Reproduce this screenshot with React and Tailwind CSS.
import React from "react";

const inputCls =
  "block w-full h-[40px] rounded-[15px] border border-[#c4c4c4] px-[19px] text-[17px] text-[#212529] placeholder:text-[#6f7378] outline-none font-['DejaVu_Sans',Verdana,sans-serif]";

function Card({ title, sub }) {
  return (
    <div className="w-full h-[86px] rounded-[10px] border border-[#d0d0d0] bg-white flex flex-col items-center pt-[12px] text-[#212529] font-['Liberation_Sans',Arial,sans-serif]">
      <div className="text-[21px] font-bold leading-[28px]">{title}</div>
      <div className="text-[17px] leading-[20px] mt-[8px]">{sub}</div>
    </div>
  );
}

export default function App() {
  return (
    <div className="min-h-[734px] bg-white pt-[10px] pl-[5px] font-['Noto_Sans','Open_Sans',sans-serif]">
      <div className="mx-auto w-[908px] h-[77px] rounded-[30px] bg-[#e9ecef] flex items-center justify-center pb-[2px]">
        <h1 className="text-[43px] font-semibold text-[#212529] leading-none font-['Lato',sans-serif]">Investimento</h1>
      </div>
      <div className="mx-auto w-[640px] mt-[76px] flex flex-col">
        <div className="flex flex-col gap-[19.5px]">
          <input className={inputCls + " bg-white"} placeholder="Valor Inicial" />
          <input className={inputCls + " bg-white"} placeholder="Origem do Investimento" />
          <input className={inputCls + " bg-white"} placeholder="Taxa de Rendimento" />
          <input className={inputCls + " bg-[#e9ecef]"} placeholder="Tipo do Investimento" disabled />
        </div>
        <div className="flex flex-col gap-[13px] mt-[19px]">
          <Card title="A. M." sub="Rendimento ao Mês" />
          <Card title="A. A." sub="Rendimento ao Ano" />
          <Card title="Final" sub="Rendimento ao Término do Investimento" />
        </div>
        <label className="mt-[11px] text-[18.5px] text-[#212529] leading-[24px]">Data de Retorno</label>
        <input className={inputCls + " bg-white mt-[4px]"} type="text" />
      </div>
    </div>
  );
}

_____

- What is being asked -
Of the lines above, copy each that contains "React".

- Response to the task -
Reproduce this screenshot with React and Tailwind CSS.
import React from "react";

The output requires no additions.